If Iowa Governor Kim Reynolds signs Senate File (SF) 262, the Hawkeye State will become the sixth state to adopt a comprehensive consumer privacy law. Iowa’s House and Senate have both passed Senate File 262 unanimously. If approved, SF 262 will go into effect January 1, 2025.
The potential addition of another state privacy law to those that are already on the books in California, Colorado, Connecticut, Utah, and Virginia is significant in its own right. However, SF 262 doesn’t provide any novel rights for consumers or requirements on companies. Rather, it stays within the boundaries established by other state privacy laws and closely resembles the Utah Consumer Privacy Act (UCPA), with a few additional business-friendly terms.
Broad Exemptions and Limited Controller Duties. SF 262 would provide consumers a rights to confirm processing of personal data; obtain a copy of personal data; delete personal data provided by the consumer; and opt-out of the Sale of personal data and Targeted Advertising.
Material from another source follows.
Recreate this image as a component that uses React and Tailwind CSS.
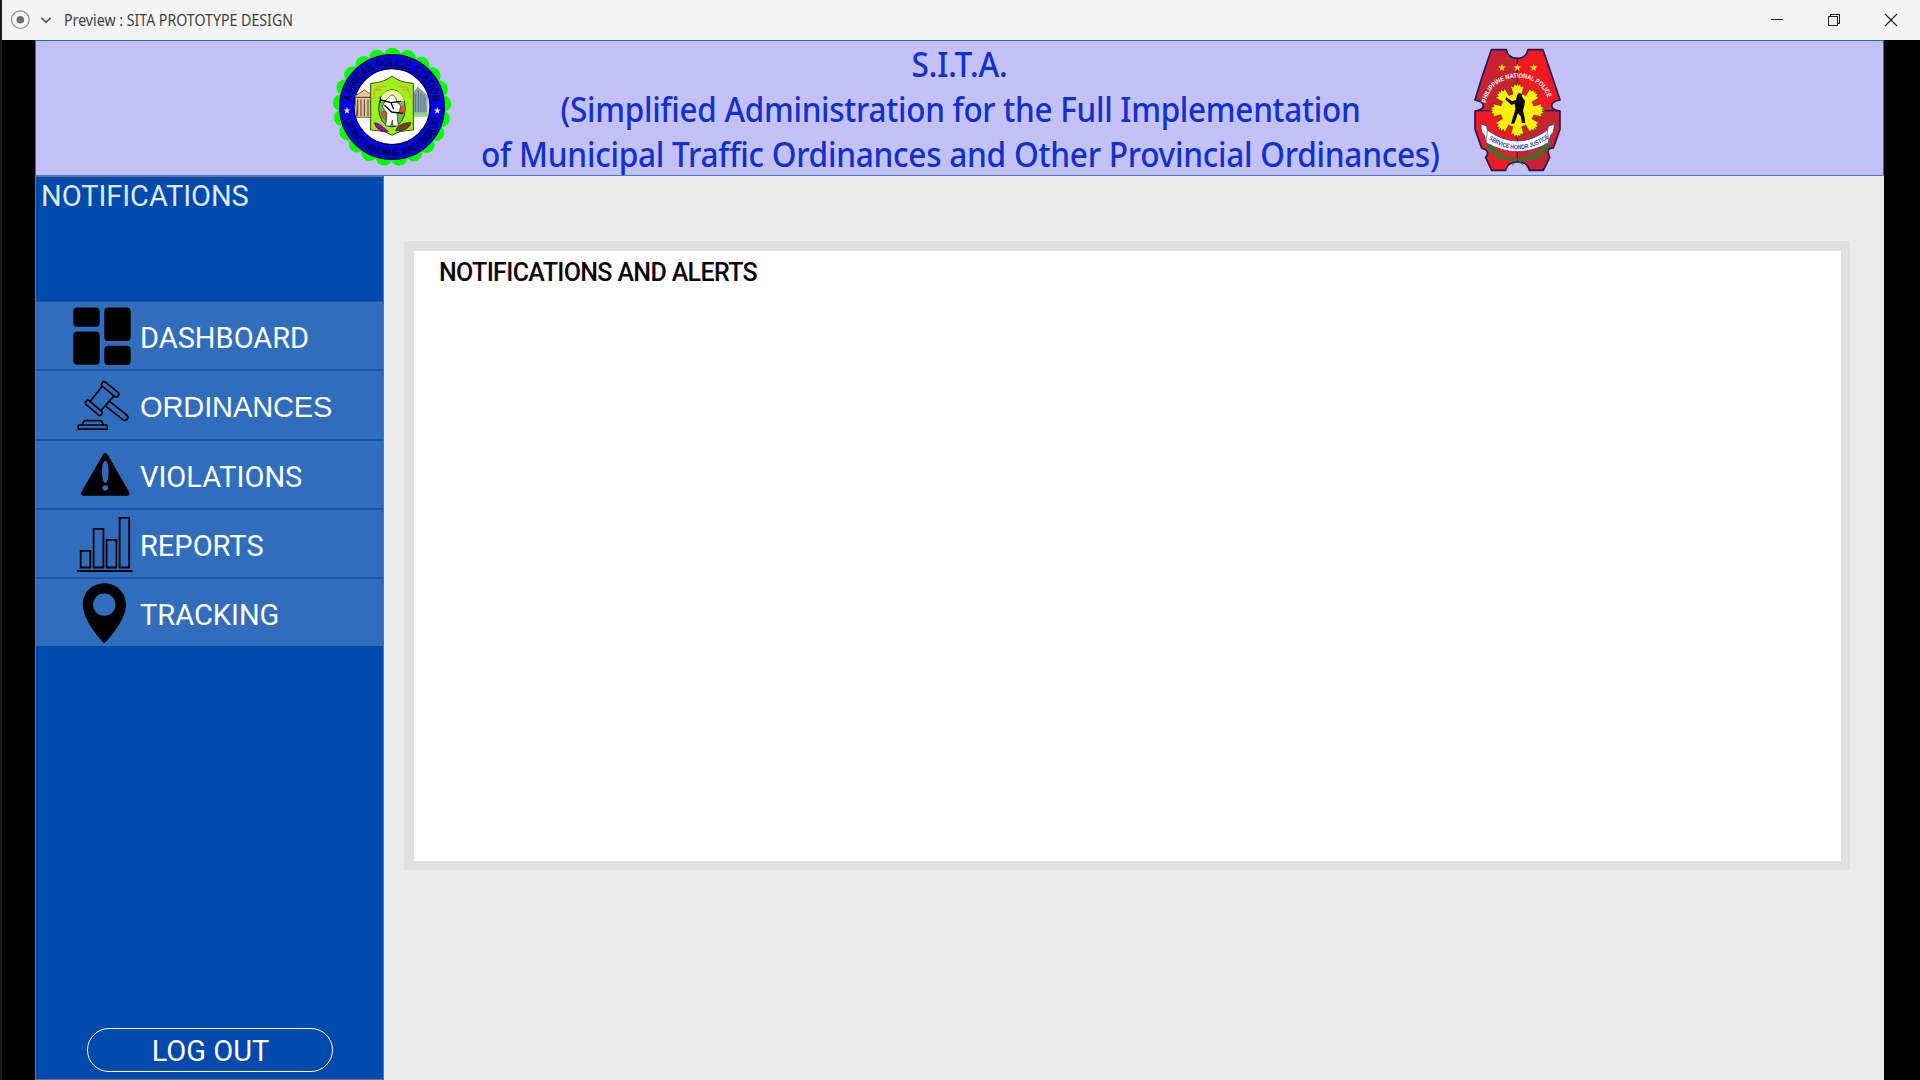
const SCALLOPS = Array.from({ length: 21 }, (_, i) => {
  const a = ((270.5 + (i * 360) / 21) * Math.PI) / 180;
  return [201 + 153 * Math.cos(a), 201 + 153 * Math.sin(a)];
});

function Star({ x, y, r, fill }) {
  const pts = Array.from({ length: 10 }, (_, i) => {
    const a = -Math.PI / 2 + (i * Math.PI) / 5;
    const q = i % 2 ? r * 0.4 : r;
    return `${x + q * Math.cos(a)},${y + q * Math.sin(a)}`;
  }).join(" ");
  return <polygon points={pts} fill={fill} />;
}

function StationSeal() {
  return (
    <svg className="h-[134px] w-[135px] shrink-0" viewBox="0 3 405 402">
      {SCALLOPS.map(([x, y]) => (
        <circle key={x} cx={x} cy={y} r="25" fill="#00ff00" />
      ))}
      <circle cx="201" cy="201" r="157" fill="#0000fb" stroke="#000030" strokeWidth="4" />
      <circle cx="201" cy="200" r="114" fill="#fff" stroke="#000030" strokeWidth="4" />
      <defs>
        <path id="sealTop" d="M79 201a122 122 0 0 1 244 0" />
        <path id="sealBottom" d="M54 201a147 147 0 0 0 294 0" />
      </defs>
      <text fontFamily="Liberation Sans Narrow, Liberation Sans" fontWeight="700" fontSize="37" fill="#000018">
        <textPath href="#sealTop" startOffset="16" textLength="352" lengthAdjust="spacingAndGlyphs">ASINGAN POLICE STATION</textPath>
      </text>
      <text fontFamily="Liberation Sans" fontSize="30" fill="#000018" stroke="#000018" strokeWidth="1">
        <textPath href="#sealBottom" startOffset="36" textLength="390" lengthAdjust="spacingAndGlyphs">LAGING HANDANG MAGLINGKOD</textPath>
      </text>
      <Star x={66} y={212} r={11} fill="#ffe95a" />
      <Star x={337} y={212} r={11} fill="#ffe95a" />
      <g>
        <path d="M90 168l28-18 22 14v68H95z" fill="#e9c79c" stroke="#33261a" strokeWidth="2" />
        <path d="M91 172h48M98 178v50M108 178v50M118 178v50M129 178v50" stroke="#4a3826" strokeWidth="3" />
        <path d="M264 158l14-18 30 26v52h-44z" fill="#8aa3af" />
        <path d="M272 160v58M280 152v66M288 160v58M297 166v52" stroke="#566f7c" strokeWidth="3" />
        <path d="M264 218h46l-4 12h-42z" fill="#8bd48a" />
      </g>
      <path d="M201 108c14 12 34 20 64 22v140c-26 2-46 4-64 16-18-12-38-14-64-16V130c30-2 50-10 64-22z" fill="#9bf516" stroke="#3a4410" strokeWidth="3" />
      <path d="M146 176c0-20 6-32 16-38m-8 6 30-6m-34 14 20-4M256 176c0-20-6-32-16-38m8 6-28-6m34 14-20-4" fill="none" stroke="#e2a63a" strokeWidth="5" />
      <ellipse cx="201" cy="205" rx="40" ry="56" fill="#69c045" stroke="#27400f" strokeWidth="3" />
      <path d="M164 184c6-22 20-34 37-34s31 12 37 34z" fill="#fff5a4" />
      <path d="M164 216l26-10v40c-14-6-22-14-26-30z" fill="#a86b2c" />
      <path d="M222 196l18 4-2 22-16-4z" fill="#e0502c" />
      <path d="M190 172q12-14 22 0l4 16 12 8-6 22-6 2 4 38h-16l-2-18-4 18h-16l4-38-14-20 8-16z" fill="#fff" stroke="#222" strokeWidth="2" />
      <path d="M168 180l30 8 30-4M178 196l22 20 34 4M198 188l8 20M166 170v18" fill="none" stroke="#050505" strokeWidth="4" />
      <path d="M148 248c14 0 28 14 42 26-20 2-38-6-42-26z" fill="#9c00b8" stroke="#4b115c" strokeWidth="2" />
      <path d="M212 272c4-14 24-26 46-24-2 16-26 28-46 24z" fill="#734121" stroke="#2d1708" strokeWidth="2" />
    </svg>
  );
}

const SHIELD =
  "M94 29H139C142 45 154 55 171 55S201 45 204 29H249L275 105L300 180C284 183 275 188 275 197S285 211 300 213V268L280 324C268 322 262 330 265 340L269 352L250 391H208C205 376 192 366 172 366S140 376 137 391H95L77 352C85 344 84 334 78 330L65 324L45 268V213C60 211 70 206 70 197S60 183 45 180L68 105Z";

function PoliceBadge() {
  return (
    <svg className="h-[134px] w-[115px] shrink-0" viewBox="0 3 345 402">
      <defs>
        <clipPath id="shieldClip"><path d={SHIELD} /></clipPath>
        <path id="badgeArc" d="M78 191C92 89 252 86 266 189" />
        <path id="ribbonArc" d="M80 289Q172 357 266 289" />
      </defs>
      <g clipPath="url(#shieldClip)">
        <path d="M0 0H172V405H0z" fill="#c8232f" />
        <path d="M172 0H345V205H172z" fill="#f01a22" />
        <path d="M0 205H172V405H0z" fill="#ee1c22" />
        <path d="M172 205H345V405H172z" fill="#c8232f" />
        <path d="M172 0V405M0 212H345" stroke="#23145c" strokeWidth="4" />
      </g>
      <path d={SHIELD} fill="none" stroke="#23145c" strokeWidth="5" strokeLinejoin="round" />
      <Star x={126} y={83} r={12} fill="#ffe100" />
      <Star x={172} y={83} r={12} fill="#ffe100" />
      <Star x={221} y={83} r={12} fill="#ffe100" />
      <text fontFamily="Liberation Sans" fontWeight="700" fontSize="20" fill="#fff">
        <textPath href="#badgeArc" startOffset="2" textLength="248" lengthAdjust="spacingAndGlyphs">PHILIPPINE NATIONAL POLICE</textPath>
      </text>
      {Array.from({ length: 8 }, (_, i) => (
        <path key={i} d="M163 176L152 137L161 141L163 131L169 137L172 126L175 137L181 131L183 141L192 137L182 176z" fill="#ffef00" stroke="#3c1c12" strokeWidth="1.5" transform={`rotate(${i * 45} 172 211)`} />
      ))}
      <circle cx="172" cy="211" r="50" fill="#fff100" />
      <path d="M171 166l6-8 8 4 2 10 8 10-2 16-4 14 4 16 3 21h-10l-4-20-8-10-4 12-7 20h-10l7-24 6-18-2-18-10 4-18-17 3-6 17 12 12-4z" fill="#050505" />
      <path d="M79 302q10 38 86 60m101-60q-10 38-86 60" fill="none" stroke="#12852d" strokeWidth="8" />
      <path d="M77 316l18 2m-12 12 20 0m-10 12 20-3m-6 14 20-8m-5 14 14-10M268 316l-18 2m12 12-20 0m10 12-20-3m6 14-20-8m5 14-14-10" stroke="#12852d" strokeWidth="6" />
      <path d="M158 346l32 30M188 346l-32 30" stroke="#12852d" strokeWidth="3" />
      <path d="M62 252L80 258 82 270Q172 336 262 270L266 258 284 252 280 276 272 286 266 308Q172 362 78 308L73 286 65 276z" fill="#fff" stroke="#2d3f94" strokeWidth="2.5" />
      <path d="M82 270l-4 38M262 270l4 38" stroke="#2d3f94" strokeWidth="2" />
      <text fontFamily="Liberation Sans" fontWeight="700" fontSize="19" fill="#2446a5" transform="translate(0 5)">
        <textPath href="#ribbonArc" startOffset="7" textLength="196" lengthAdjust="spacingAndGlyphs">SERVICE HONOR JUSTICE</textPath>
      </text>
    </svg>
  );
}

/* Menu icons share a 64x68 box whose left edge lies 36px inside the sidebar. */
function MenuIcon({ children }) {
  return (
    <svg className="mb-px h-[68px] w-[64px] shrink-0" viewBox="0 0 64 68" fill="none" stroke="#000" strokeLinejoin="round">
      {children}
    </svg>
  );
}

const MENU = [
  {
    label: "DASHBOARD",
    font: "font-[Roboto]",
    icon: (
      <MenuIcon>
        <g fill="#000" stroke="none" transform="translate(0 1)">
          <rect x="1.3" y="5.5" width="26.4" height="19.2" rx="4" />
          <rect x="32.3" y="5.5" width="26.4" height="33.4" rx="4" />
          <rect x="1.3" y="29.4" width="26.4" height="33.4" rx="4" />
          <rect x="32.3" y="43.7" width="26.4" height="19.2" rx="4" />
        </g>
      </MenuIcon>
    ),
  },
  {
    label: "ORDINANCES",
    font: "font-['Liberation_Sans'] tracking-[-0.1px]",
    icon: (
      <MenuIcon>
        <g strokeWidth="1.7" transform="translate(0.5 1.5)">
          <path d="M32.2 10.2L45.8 21.2Q47.2 22.4 46.2 23.6L44.9 25.1Q43.8 26.3 42.5 25.2L29.5 14.3Q28.2 13.2 29.2 12L30.4 10.6Q31.2 9.5 32.2 10.2z" />
          <path d="M16.4 29L29.2 40Q30.5 41.1 29.5 42.3L28.5 43.5Q27.4 44.6 26.2 43.6L13.4 32.8Q12.2 31.6 13.2 30.4L14.2 29.2Q15.2 28 16.4 29z" />
          <path d="M29.7 14.7L17.8 29.8M41.5 24.4L28.3 39.4M36.8 29.6L54.3 43.6Q56.3 45.6 54.8 47.7Q52.8 49.7 50.3 48.2L33 34.3" />
          <path d="M6.5 53.5H33.5Q34.7 53.5 34.7 55V57.7H5.7V55Q5.7 53.5 6.5 53.5zM10 53.2Q10.5 49.2 13 49.2H27Q30 49.2 30.5 53.2" />
        </g>
      </MenuIcon>
    ),
  },
  {
    label: "VIOLATIONS",
    font: "font-[Roboto] relative top-px",
    icon: (
      <MenuIcon>
        <path d="M33.3 15.5L55 53.3H11.6z" fill="#000" strokeWidth="5" />
        <ellipse cx="33.3" cy="32" rx="3.3" ry="11.3" fill="#316dbd" stroke="none" />
        <circle cx="33.3" cy="48" r="2.8" fill="#316dbd" stroke="none" />
      </MenuIcon>
    ),
  },
  {
    label: "REPORTS",
    font: "font-[Roboto]",
    icon: (
      <MenuIcon>
        <g strokeWidth="1.8" strokeLinejoin="miter" transform="translate(0 0.7)">
          <path d="M8.7 41.2h9.6v16.6H8.7zM21.6 19.2h9.8v38.6h-9.8zM34.6 30.2h9.8v27.6h-9.8zM47.6 8.2h9.6v49.6h-9.6zM5 61.3h55.5" />
        </g>
      </MenuIcon>
    ),
  },
  {
    label: "TRACKING",
    font: "font-[Roboto]",
    icon: (
      <MenuIcon>
        <path fillRule="evenodd" fill="#000" stroke="none" d="M32.3 5.2C44.5 5.2 54 14.5 54 26.5C54 42 36.5 61 33.5 64.3Q32.3 65.6 31.1 64.3C28 61 10.8 42 10.8 26.5C10.8 14.5 20.2 5.2 32.3 5.2zM32.3 15.5a11.2 11.2 0 1 0 0 22.4a11.2 11.2 0 1 0 0-22.4z" />
      </MenuIcon>
    ),
  },
];

function TitleBar() {
  return (
    <div className="ml-[2px] flex h-10 items-center bg-[#f4f4f4] font-['Noto_Sans']">
      <svg className="ml-[8px] h-5 w-5" viewBox="0 0 20 20" fill="none">
        <circle cx="10.3" cy="9.7" r="8.8" stroke="#8a8a8a" strokeWidth="1.2" />
        <circle cx="10.3" cy="9.7" r="3.8" fill="#707070" />
      </svg>
      <svg className="ml-[10px] h-3 w-3" viewBox="0 0 12 12" fill="none">
        <path d="M1.3 3.8L6 8.4L10.7 3.8" stroke="#505050" strokeWidth="1.6" />
      </svg>
      <span className="ml-[11.5px] origin-left scale-x-[0.885] text-[16px] whitespace-nowrap text-[#404040]">Preview : SITA PROTOTYPE DESIGN</span>
      <svg className="mr-[20px] ml-auto h-5 w-[132px]" viewBox="0 0 132 20" fill="none" stroke="#222" shapeRendering="crispEdges">
        <path d="M3 9.5h12" />
        <path d="M60.5 6.5h9v9h-9zM62.5 6.5v-2h9v9h-2" />
        <path d="M117 4l12 12M129 4l-12 12" shapeRendering="auto" strokeWidth="1.1" />
      </svg>
    </div>
  );
}

export default function App() {
  return (
    <div className="flex h-[1080px] w-[1920px] flex-col overflow-hidden bg-black font-[Roboto]">
      <div className="bg-[#1c1c1c]"><TitleBar /></div>
      <div className="flex min-h-0 grow">
        <div className="w-[2px] bg-[#1c1c1c]" />
        <div className="ml-[33px] flex w-[1849px] flex-col bg-[#ebebeb]">
          <header className="flex h-[136px] shrink-0 border border-[#0f6cf5] border-b-[#3a7ff0] bg-[#c4c1f8] pl-[289px]">
            <StationSeal />
            <h1 className="flex w-[1000px] flex-col items-center pt-px font-['Noto_Sans'] text-[34px] leading-[45px] font-medium whitespace-nowrap text-[#1230d0]">
              <span className="scale-x-[0.93] tracking-[-0.2px]">S.I.T.A.</span>
              <span className="scale-x-[0.925] tracking-[-0.3px]">(Simplified Administration for the Full Implementation</span>
              <span className="scale-x-[0.93] tracking-[-0.3px]">of Municipal Traffic Ordinances and Other Provincial Ordinances)</span>
            </h1>
            <PoliceBadge />
          </header>
          <div className="flex min-h-0 grow">
            <aside className="flex w-[349px] shrink-0 flex-col border border-[#6c7380] bg-[#004aad] text-[29px]">
              <h2 className="h-[124px] pt-[2px] pl-[5px] leading-[34px] tracking-[-0.05px] text-[#dfe8ff]">NOTIFICATIONS</h2>
              <nav className="flex flex-col">
                {MENU.map((item) => (
                  <a key={item.label} className="flex h-[69.25px] items-center border-t-2 border-[#1d56a8] bg-[#316dbd] pl-[36px] text-white first:h-[68.25px] first:border-t">
                    {item.icon}
                    <span className={`ml-[4px] pt-[6px] ${item.font}`}>{item.label}</span>
                  </a>
                ))}
              </nav>
              <button className="mx-auto mt-auto mb-[7px] flex h-[44px] w-[246px] items-center justify-center rounded-full border border-white pt-[4px] pl-[2px] text-white">LOG OUT</button>
            </aside>
            <main className="grow pt-[65px] pl-[20px]">
              <section className="h-[629px] w-[1446px] border-t-10 border-r-9 border-b-9 border-l-10 border-[#e0e0e0] bg-white pt-[7px] pl-[25px]">
                <h3 className="text-[25px] leading-[30px] font-medium tracking-[-0.65px] text-[#0c0606]">NOTIFICATIONS AND ALERTS</h3>
              </section>
            </main>
          </div>
        </div>
      </div>
    </div>
  );
}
However, SF 262 provides exemptions for all of these rights where pseudonymous data is involved – including the opt-out rights, which are not exempt in other states.
Like privacy laws in Utah and Virginia, SF 262 adopts a relatively narrow definition of “Sale,” limiting the term to the exchange of personal data for monetary consideration. “Targeted Advertising” is defined similar in terms similar to other state laws and excludes:
- Ads based on activities within a controller’s own or affiliated websites or online applications.
- Ads based on the context of a consumer’s search query, visit to a website, or online application.
- Ads directed to a consumer in response to a consumer’s request for information or feedback.
- Processing personal data solely for measuring or reporting advertising performance, reach, or frequency.
SF 262 also allows controllers to respond to consumer rights requests within 90 days – in contrast to the 45-day deadline in other states — with an additional 45-day extension period.
Also omitted from SF 262 are an opt-in consent requirement for sensitive data, a right to correct, a duty to conduct privacy or security risk assessments, and a private right of action.
Sensitive Data. SF 262 also follows Utah’s approach in regulating sensitive data practices. Specifically, SF 262 requires clear notice and an opportunity to opt-out, in contrast to opt-in consent requirements for sensitive data in Colorado, Connecticut, and Virginia. SF 262 follows other states in defining sensitive data to mean personal data concerning the following categories: in other state laws: Racial or ethnic origin, religious beliefs, mental or physical health diagnosis, sexual orientation, or citizenship or immigration status (except to prevent discriminatory practices, genetic or biometric data that is processed for the purpose of uniquely identifying a natural person; the personal data from a known child; and precise geolocation data. Notably, SF 262 does not expressly mention inferences, or refer to personal data that “reveals” any of the foregoing categories of information.
Enforcement. The Iowa Attorney General would have exclusive enforcement rights under SF 262 and would be able to obtain civil penalties of up to $7,500 per violation, regardless of intentionality. However, the AG would need to provide notice and allow a 90-day cure period before bringing an enforcement action against a controller or processor.